_Directions for this task_
Quote, with no changes, the lines that run from the top of the material to the line with "import React from 'react';", both included.

+--

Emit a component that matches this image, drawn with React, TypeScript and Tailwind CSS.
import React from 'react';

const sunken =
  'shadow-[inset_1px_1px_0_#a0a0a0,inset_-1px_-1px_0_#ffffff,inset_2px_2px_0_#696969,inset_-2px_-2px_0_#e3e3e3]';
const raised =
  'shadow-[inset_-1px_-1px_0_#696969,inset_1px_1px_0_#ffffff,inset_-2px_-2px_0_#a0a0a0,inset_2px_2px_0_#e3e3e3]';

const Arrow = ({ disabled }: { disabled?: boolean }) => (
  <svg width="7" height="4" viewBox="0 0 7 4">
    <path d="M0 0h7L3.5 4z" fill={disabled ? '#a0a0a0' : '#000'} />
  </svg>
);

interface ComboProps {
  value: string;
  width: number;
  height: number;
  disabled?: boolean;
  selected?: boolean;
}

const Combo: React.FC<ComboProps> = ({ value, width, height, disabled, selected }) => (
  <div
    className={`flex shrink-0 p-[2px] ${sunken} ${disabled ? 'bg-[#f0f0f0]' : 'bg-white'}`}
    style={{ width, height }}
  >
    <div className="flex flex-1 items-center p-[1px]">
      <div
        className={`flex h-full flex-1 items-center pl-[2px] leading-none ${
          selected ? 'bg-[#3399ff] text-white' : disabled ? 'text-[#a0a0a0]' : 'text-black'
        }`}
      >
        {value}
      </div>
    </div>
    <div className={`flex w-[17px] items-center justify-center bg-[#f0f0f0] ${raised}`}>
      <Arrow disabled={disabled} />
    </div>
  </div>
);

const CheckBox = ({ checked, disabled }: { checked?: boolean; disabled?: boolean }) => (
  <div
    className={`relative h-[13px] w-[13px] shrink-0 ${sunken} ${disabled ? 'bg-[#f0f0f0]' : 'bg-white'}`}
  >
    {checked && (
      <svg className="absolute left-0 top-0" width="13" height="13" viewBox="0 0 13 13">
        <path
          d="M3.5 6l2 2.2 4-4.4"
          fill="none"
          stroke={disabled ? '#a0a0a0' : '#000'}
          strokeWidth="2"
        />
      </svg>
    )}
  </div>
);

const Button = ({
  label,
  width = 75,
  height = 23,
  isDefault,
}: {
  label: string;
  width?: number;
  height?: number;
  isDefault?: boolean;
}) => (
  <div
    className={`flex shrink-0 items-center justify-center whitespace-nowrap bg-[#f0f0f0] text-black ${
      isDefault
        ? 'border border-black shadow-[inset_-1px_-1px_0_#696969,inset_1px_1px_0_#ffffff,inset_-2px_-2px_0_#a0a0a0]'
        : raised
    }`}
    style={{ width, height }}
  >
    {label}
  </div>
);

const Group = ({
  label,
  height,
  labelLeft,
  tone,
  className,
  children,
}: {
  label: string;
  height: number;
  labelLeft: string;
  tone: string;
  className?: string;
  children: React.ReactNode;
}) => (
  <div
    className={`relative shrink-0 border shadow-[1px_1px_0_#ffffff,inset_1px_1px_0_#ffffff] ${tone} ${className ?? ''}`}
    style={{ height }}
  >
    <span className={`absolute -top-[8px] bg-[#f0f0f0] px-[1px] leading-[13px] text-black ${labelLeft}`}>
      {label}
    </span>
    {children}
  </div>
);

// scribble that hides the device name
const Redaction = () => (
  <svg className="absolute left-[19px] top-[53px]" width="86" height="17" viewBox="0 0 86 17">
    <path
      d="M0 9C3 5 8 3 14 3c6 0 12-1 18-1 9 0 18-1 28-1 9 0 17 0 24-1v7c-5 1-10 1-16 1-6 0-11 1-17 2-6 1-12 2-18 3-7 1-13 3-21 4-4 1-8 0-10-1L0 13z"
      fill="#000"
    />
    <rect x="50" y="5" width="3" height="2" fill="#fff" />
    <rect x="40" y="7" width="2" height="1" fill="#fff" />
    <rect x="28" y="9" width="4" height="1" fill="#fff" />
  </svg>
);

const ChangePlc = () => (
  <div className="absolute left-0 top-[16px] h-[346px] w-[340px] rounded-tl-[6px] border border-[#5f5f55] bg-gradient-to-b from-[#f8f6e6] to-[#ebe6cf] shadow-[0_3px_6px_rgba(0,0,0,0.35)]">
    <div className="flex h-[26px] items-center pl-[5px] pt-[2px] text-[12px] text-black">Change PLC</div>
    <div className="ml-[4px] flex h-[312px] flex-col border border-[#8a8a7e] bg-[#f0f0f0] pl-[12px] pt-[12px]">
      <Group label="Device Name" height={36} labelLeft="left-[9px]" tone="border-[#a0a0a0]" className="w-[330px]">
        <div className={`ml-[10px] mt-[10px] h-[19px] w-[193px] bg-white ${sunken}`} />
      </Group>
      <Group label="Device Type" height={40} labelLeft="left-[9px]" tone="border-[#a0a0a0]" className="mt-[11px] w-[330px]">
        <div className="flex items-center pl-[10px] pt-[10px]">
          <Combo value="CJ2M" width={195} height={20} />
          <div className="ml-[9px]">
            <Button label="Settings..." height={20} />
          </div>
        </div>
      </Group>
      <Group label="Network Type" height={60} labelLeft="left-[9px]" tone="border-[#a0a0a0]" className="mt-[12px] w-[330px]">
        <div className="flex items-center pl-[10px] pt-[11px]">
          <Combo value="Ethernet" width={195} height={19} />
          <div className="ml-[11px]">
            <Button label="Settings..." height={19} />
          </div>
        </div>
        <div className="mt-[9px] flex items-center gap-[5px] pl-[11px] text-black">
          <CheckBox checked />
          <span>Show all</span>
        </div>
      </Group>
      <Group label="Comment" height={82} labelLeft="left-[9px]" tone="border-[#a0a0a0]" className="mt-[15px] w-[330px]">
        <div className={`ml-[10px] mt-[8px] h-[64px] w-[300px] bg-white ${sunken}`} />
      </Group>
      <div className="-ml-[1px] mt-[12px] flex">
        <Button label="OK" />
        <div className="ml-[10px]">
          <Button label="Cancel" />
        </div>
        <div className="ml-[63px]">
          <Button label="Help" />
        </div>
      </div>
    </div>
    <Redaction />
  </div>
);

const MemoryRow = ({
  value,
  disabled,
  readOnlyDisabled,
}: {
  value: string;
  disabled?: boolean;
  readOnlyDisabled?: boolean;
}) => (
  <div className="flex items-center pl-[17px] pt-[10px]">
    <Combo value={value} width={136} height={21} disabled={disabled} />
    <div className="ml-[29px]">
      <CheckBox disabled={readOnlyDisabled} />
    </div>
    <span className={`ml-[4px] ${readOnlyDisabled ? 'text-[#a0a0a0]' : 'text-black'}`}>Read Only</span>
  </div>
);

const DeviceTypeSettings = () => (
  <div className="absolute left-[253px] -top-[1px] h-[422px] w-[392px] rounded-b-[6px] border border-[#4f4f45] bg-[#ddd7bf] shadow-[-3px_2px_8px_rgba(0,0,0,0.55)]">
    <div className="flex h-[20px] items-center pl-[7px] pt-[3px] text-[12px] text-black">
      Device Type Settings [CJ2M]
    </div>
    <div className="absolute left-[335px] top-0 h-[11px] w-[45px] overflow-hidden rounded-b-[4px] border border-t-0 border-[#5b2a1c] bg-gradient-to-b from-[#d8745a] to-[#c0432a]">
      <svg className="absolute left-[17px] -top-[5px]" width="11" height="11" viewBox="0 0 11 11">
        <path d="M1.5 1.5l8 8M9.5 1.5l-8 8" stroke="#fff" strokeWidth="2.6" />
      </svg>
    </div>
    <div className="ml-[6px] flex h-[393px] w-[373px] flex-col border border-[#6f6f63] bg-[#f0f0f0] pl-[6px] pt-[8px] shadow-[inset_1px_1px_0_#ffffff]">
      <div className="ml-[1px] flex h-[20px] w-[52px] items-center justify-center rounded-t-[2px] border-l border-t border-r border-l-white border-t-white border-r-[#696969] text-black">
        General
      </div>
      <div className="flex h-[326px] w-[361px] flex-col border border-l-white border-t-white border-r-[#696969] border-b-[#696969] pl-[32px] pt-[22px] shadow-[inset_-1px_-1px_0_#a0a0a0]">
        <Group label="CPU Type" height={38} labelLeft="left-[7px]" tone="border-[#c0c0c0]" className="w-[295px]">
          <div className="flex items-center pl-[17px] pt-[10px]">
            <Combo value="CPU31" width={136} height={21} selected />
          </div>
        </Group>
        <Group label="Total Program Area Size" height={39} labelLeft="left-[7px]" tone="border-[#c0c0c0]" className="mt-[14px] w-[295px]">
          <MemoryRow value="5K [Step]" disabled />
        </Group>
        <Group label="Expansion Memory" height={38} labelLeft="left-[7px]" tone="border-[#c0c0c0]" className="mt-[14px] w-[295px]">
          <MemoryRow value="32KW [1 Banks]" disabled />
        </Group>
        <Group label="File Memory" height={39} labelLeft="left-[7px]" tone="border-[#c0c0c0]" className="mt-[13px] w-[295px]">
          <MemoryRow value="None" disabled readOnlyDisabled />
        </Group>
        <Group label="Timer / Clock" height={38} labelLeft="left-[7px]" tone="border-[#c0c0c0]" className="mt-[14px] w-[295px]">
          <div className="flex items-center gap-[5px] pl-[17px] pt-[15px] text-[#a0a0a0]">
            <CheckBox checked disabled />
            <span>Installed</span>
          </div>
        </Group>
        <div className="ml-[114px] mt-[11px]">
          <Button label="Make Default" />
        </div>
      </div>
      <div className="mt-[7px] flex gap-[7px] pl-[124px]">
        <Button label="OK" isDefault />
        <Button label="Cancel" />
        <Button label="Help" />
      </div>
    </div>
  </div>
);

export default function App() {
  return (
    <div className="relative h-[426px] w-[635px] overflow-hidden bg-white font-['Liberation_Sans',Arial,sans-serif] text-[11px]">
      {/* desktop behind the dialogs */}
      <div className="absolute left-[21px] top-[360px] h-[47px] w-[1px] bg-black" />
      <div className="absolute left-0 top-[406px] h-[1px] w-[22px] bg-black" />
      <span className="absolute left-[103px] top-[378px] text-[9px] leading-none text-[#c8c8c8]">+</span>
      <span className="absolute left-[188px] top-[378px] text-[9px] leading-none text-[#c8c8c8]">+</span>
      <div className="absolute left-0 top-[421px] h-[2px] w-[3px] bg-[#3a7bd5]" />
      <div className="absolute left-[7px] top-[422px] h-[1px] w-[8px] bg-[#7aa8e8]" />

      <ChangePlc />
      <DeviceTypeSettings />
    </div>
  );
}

+--

_Task answer_
Emit a component that matches this image, drawn with React, TypeScript and Tailwind CSS.
import React from 'react';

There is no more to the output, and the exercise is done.